# WHAT THE TASK ASKS:
Write out the full listing exactly as given, minus the images.

# RECORDED DATA:
┄┄┄┄┄┄┄┄┄┄┄┄┄┄┄┄┄┄┄┄
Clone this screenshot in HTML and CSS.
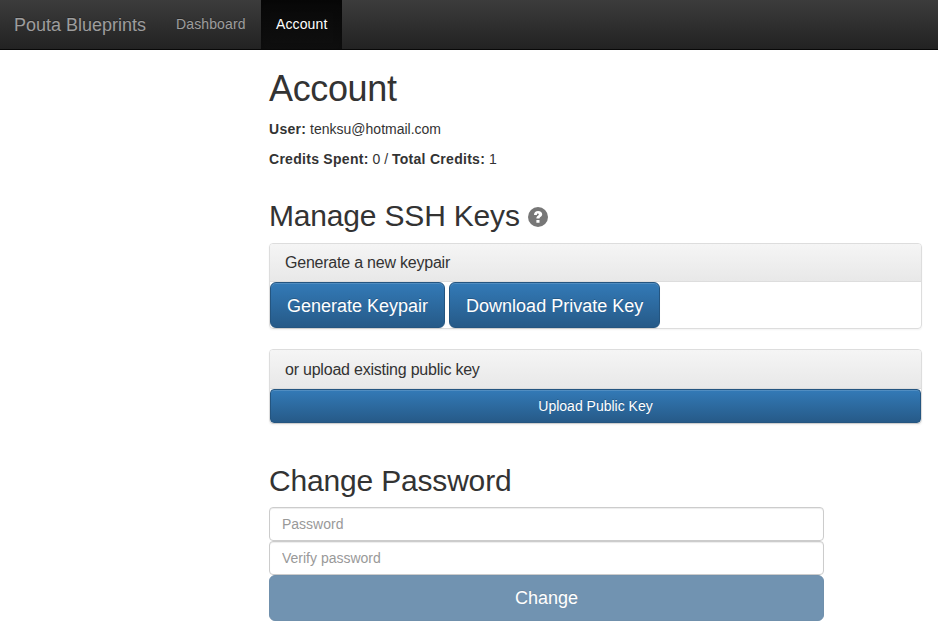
FILE: index.html
```html
<!DOCTYPE html>
<html lang="en">
<head>
<meta charset="utf-8">
<title>Pouta Blueprints</title>
<link rel="stylesheet" href="styles.css">
</head>
<body>
<nav class="navbar">
  <a class="brand">Pouta Blueprints</a>
  <a class="nav-link">Dashboard</a>
  <a class="nav-link active">Account</a>
</nav>
<main class="content">
  <h1>Account</h1>
  <p><strong>User:</strong> tenksu@hotmail.com</p>
  <p><strong>Credits Spent:</strong> 0 / <strong>Total Credits:</strong> 1</p>
  <h2>Manage SSH Keys <svg class="help" viewBox="0 0 20 20"><circle cx="10" cy="10" r="10" fill="#777"/><path d="M6 8C6.100 5.300 7.600 4 10.100 4c2.500 0 4.100 1.300 4.100 3.300 0 2.600-2.700 2.500-2.700 4.200H8.400c0-2.700 2.400-2.800 2.400-4 0-.6-.3-.9-.9-.9-.7 0-1 .5-1 1.400zM8.400 13h3.100v2.700H8.400z" fill="#fff"/></svg></h2>
  <section class="panel">
    <h3 class="panel-heading">Generate a new keypair</h3>
    <div class="buttons"><button class="btn btn-lg">Generate Keypair</button><button class="btn btn-lg">Download Private Key</button></div>
  </section>
  <section class="panel">
    <h3 class="panel-heading upload-heading">or upload existing public key</h3>
    <button class="btn btn-block">Upload Public Key</button>
  </section>
  <h2 class="password-title">Change Password</h2>
  <form class="password-form">
    <input type="password" placeholder="Password">
    <input type="password" placeholder="Verify password">
    <button class="btn btn-lg btn-block" disabled>Change</button>
  </form>
</main>
</body>
</html>
```
FILE: styles.css
```css
* { box-sizing: border-box; }
body {
  margin: 0;
  background: #fff;
  color: #333;
  font: 14px/20px "Liberation Sans", Arial, sans-serif;
  overflow: hidden;
}
.navbar {
  display: flex;
  height: 50px;
  background: linear-gradient(#3c3c3c, #222);
  border-bottom: 1px solid #080808;
  color: #9d9d9d;
  text-shadow: 0 -1px 0 rgba(0, 0, 0, .25);
}
.brand { padding: 15px 15px 15px 14px; font-size: 18px; width: 161px; white-space: nowrap; }
.nav-link { padding: 14px 15px; width: 100px; letter-spacing: .12px; }
.nav-link.active {
  width: 81px;
  color: #fff;
  background: linear-gradient(#080808, #0f0f0f);
  box-shadow: inset 0 3px 9px rgba(0, 0, 0, .25);
}
.content { margin-left: 269px; width: 653px; padding-top: 19px; }
h1, h2, h3 { font-weight: 400; line-height: 1.1; margin: 0; }
h1 { font-size: 36px; height: 40px; margin-bottom: 10px; letter-spacing: -.36px; }
h2 { font-size: 30px; height: 33px; margin: 30px 0 11px; letter-spacing: -.18px; }
p { margin: 0 0 10px; }
strong { letter-spacing: .28px; }
.help { width: 20px; height: 20px; vertical-align: -1px; }
.panel {
  margin-bottom: 20px;
  border: 1px solid #ddd;
  border-radius: 4px;
  box-shadow: 0 1px 2px rgba(0, 0, 0, .05);
}
.panel-heading {
  height: 38px;
  padding: 10px 15px;
  font-size: 16px;
  letter-spacing: -.22px;
  background: linear-gradient(#f5f5f5, #e8e8e8);
  border-bottom: 1px solid #ddd;
  border-radius: 3px 3px 0 0;
}
.upload-heading { height: 39px; padding-top: 11px; }
.buttons { display: flex; gap: 4px; }
.btn {
  display: block;
  padding: 6px 12px;
  font: 14px/20px "Liberation Sans", Arial, sans-serif;
  color: #fff;
  text-shadow: 0 -1px 0 rgba(0, 0, 0, .2);
  background: linear-gradient(#337ab7, #265a88);
  border: 1px solid #245580;
  border-radius: 4px;
  box-shadow: inset 0 1px 0 rgba(255, 255, 255, .15), 0 1px 1px rgba(0, 0, 0, .075);
}
.btn-lg { height: 46px; padding: 10px 16px; font-size: 18px; line-height: 24px; border-radius: 6px; }
.buttons .btn-lg { padding: 11px 16px 9px; }
.btn-block { width: 100%; }
.password-title { margin-top: 40px; margin-bottom: 10px; }
.password-form { width: 555px; }
input {
  display: block;
  width: 100%;
  height: 34px;
  padding: 6px 12px;
  font: 14px/20px "Liberation Sans", Arial, sans-serif;
  border: 1px solid #ccc;
  border-radius: 4px;
  box-shadow: inset 0 1px 1px rgba(0, 0, 0, .075);
}
input::placeholder { color: #999; opacity: 1; }
.btn:disabled { background: #265a88; opacity: .65; box-shadow: none; }
```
┄┄┄┄┄┄┄┄┄┄┄┄┄┄┄┄┄┄┄┄
# FULL RESPONSE:
Clone this screenshot in HTML and CSS.
FILE: index.html
```html
<!DOCTYPE html>
<html lang="en">
<head>
<meta charset="utf-8">
<title>Pouta Blueprints</title>
<link rel="stylesheet" href="styles.css">
</head>
<body>
<nav class="navbar">
  <a class="brand">Pouta Blueprints</a>
  <a class="nav-link">Dashboard</a>
  <a class="nav-link active">Account</a>
</nav>
<main class="content">
  <h1>Account</h1>
  <p><strong>User:</strong> tenksu@hotmail.com</p>
  <p><strong>Credits Spent:</strong> 0 / <strong>Total Credits:</strong> 1</p>
  <h2>Manage SSH Keys <svg class="help" viewBox="0 0 20 20"><circle cx="10" cy="10" r="10" fill="#777"/><path d="M6 8C6.100 5.300 7.600 4 10.100 4c2.500 0 4.100 1.300 4.100 3.300 0 2.600-2.700 2.500-2.700 4.200H8.400c0-2.700 2.400-2.800 2.400-4 0-.6-.3-.9-.9-.9-.7 0-1 .5-1 1.400zM8.400 13h3.100v2.700H8.400z" fill="#fff"/></svg></h2>
  <section class="panel">
    <h3 class="panel-heading">Generate a new keypair</h3>
    <div class="buttons"><button class="btn btn-lg">Generate Keypair</button><button class="btn btn-lg">Download Private Key</button></div>
  </section>
  <section class="panel">
    <h3 class="panel-heading upload-heading">or upload existing public key</h3>
    <button class="btn btn-block">Upload Public Key</button>
  </section>
  <h2 class="password-title">Change Password</h2>
  <form class="password-form">
    <input type="password" placeholder="Password">
    <input type="password" placeholder="Verify password">
    <button class="btn btn-lg btn-block" disabled>Change</button>
  </form>
</main>
</body>
</html>
```
FILE: styles.css
```css
* { box-sizing: border-box; }
body {
  margin: 0;
  background: #fff;
  color: #333;
  font: 14px/20px "Liberation Sans", Arial, sans-serif;
  overflow: hidden;
}
.navbar {
  display: flex;
  height: 50px;
  background: linear-gradient(#3c3c3c, #222);
  border-bottom: 1px solid #080808;
  color: #9d9d9d;
  text-shadow: 0 -1px 0 rgba(0, 0, 0, .25);
}
.brand { padding: 15px 15px 15px 14px; font-size: 18px; width: 161px; white-space: nowrap; }
.nav-link { padding: 14px 15px; width: 100px; letter-spacing: .12px; }
.nav-link.active {
  width: 81px;
  color: #fff;
  background: linear-gradient(#080808, #0f0f0f);
  box-shadow: inset 0 3px 9px rgba(0, 0, 0, .25);
}
.content { margin-left: 269px; width: 653px; padding-top: 19px; }
h1, h2, h3 { font-weight: 400; line-height: 1.1; margin: 0; }
h1 { font-size: 36px; height: 40px; margin-bottom: 10px; letter-spacing: -.36px; }
h2 { font-size: 30px; height: 33px; margin: 30px 0 11px; letter-spacing: -.18px; }
p { margin: 0 0 10px; }
strong { letter-spacing: .28px; }
.help { width: 20px; height: 20px; vertical-align: -1px; }
.panel {
  margin-bottom: 20px;
  border: 1px solid #ddd;
  border-radius: 4px;
  box-shadow: 0 1px 2px rgba(0, 0, 0, .05);
}
.panel-heading {
  height: 38px;
  padding: 10px 15px;
  font-size: 16px;
  letter-spacing: -.22px;
  background: linear-gradient(#f5f5f5, #e8e8e8);
  border-bottom: 1px solid #ddd;
  border-radius: 3px 3px 0 0;
}
.upload-heading { height: 39px; padding-top: 11px; }
.buttons { display: flex; gap: 4px; }
.btn {
  display: block;
  padding: 6px 12px;
  font: 14px/20px "Liberation Sans", Arial, sans-serif;
  color: #fff;
  text-shadow: 0 -1px 0 rgba(0, 0, 0, .2);
  background: linear-gradient(#337ab7, #265a88);
  border: 1px solid #245580;
  border-radius: 4px;
  box-shadow: inset 0 1px 0 rgba(255, 255, 255, .15), 0 1px 1px rgba(0, 0, 0, .075);
}
.btn-lg { height: 46px; padding: 10px 16px; font-size: 18px; line-height: 24px; border-radius: 6px; }
.buttons .btn-lg { padding: 11px 16px 9px; }
.btn-block { width: 100%; }
.password-title { margin-top: 40px; margin-bottom: 10px; }
.password-form { width: 555px; }
input {
  display: block;
  width: 100%;
  height: 34px;
  padding: 6px 12px;
  font: 14px/20px "Liberation Sans", Arial, sans-serif;
  border: 1px solid #ccc;
  border-radius: 4px;
  box-shadow: inset 0 1px 1px rgba(0, 0, 0, .075);
}
input::placeholder { color: #999; opacity: 1; }
.btn:disabled { background: #265a88; opacity: .65; box-shadow: none; }
```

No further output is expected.